The etching is based on a drawing by Whistler, Succès d'Erneste à Cologne, reproduced above, which shows Ernest Delannoy (d. 1860/1870). Another sketch of Delannoy at work (An artist sketching [m0270]) was the basis for a related title page, An Artist Sketching [23].
Mansfield insisted by his title that the etching in its final form represented Delannoy, 'Wearing gaiters and loose trousers and Whistler's broad-brimmed hat, he sits, making a sketch, surrounded by groups of peering children.' 8 Charles L. Drouet (1836-1908) - who had known both artists at that time - told the Pennells that Whistler and Delannoy wore similar linen suits for their trip 'and so Ernest was able to pose for the portrait, all but the face, in the title to The French Set of etchings'. 9 However, Edward Guthrie Kennedy (1849-1932) commented that the artist in the etching 'resembles Whistler.' 10

8: Mansfield 1909 (cat. no. 25).

9: Pennell 1921C, pp. 49, 171.

10: Kennedy 1910 (cat. no. 25).


The drawing on which the etching is based, r.: Succès d'Erneste à Cologne; v.: Tracing of recto [m0271], was made in Cologne (Köln), an ancient, large and important city on the banks of the Rhine.
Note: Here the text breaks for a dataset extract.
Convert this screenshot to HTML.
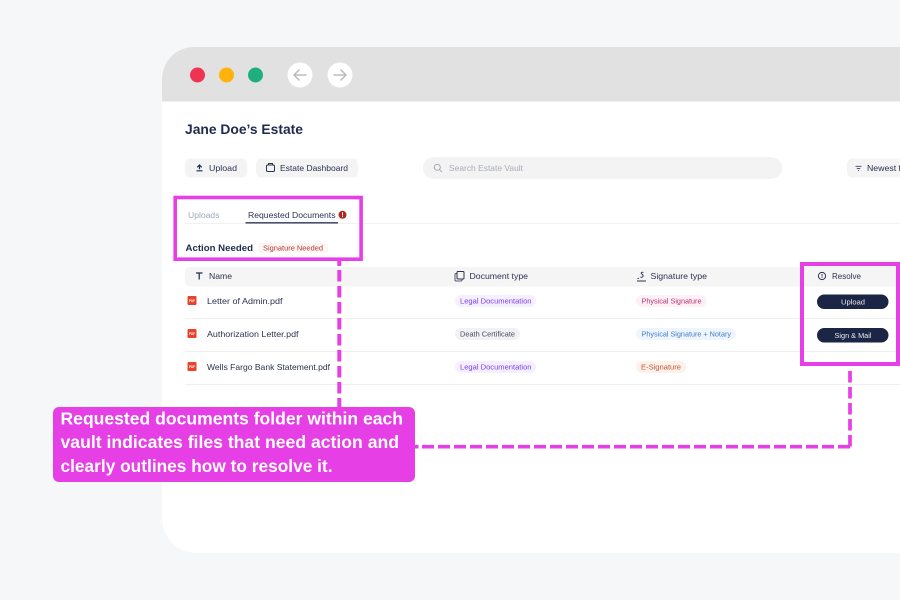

The copper plate may have been developed there or on Whistler's return to Paris.


The drawing, Succès d'Erneste à Cologne, was used to trace the design onto the copper plate 11 ; the plate itself was dedicated to Francis Seymour Haden, Sr (1818-1910), and the drawing was acquired by him.

11: MacDonald 1995 (cat. nos. 270-271).

The catalogue raisonné of Whistler's drawings discusses the relationship between the drawing (which came from a small sketchbook) and the etching:
'The shapes of the figures of the children admiringly surrounding Erneste Delannoy are distinctive. Whistler used two or three outlines for each shape. There is neat vertical shading in the centre, and horizontal lines make masks for the children at left. The drawing is on fine soft paper, through which the main lines of the design were neatly traced with a fine point for the etching which was to become the title to the 'French Set'. On the plate, Whistler reworked the head to look more like himself. Although the drawing was done during the tour of the Rhineland, it could have been traced and transferred to the etching plate when Whistler returned to Paris in October 1858. It is the only drawing which was definitely transferred by this method. ' 12

12: MacDonald 1995 (cat. no. 271).

Thus the composition as seen in the drawing was reversed in the etching as printed. In addition, it is recorded that a pencil drawing, 'An Artist sketching', said to be the design for the title to the 'French Set' was sold at Sotheby's on 4 May 1949 (lot 12) and bought by 'M. Stewart' for £28.0.0, but it has not been traced.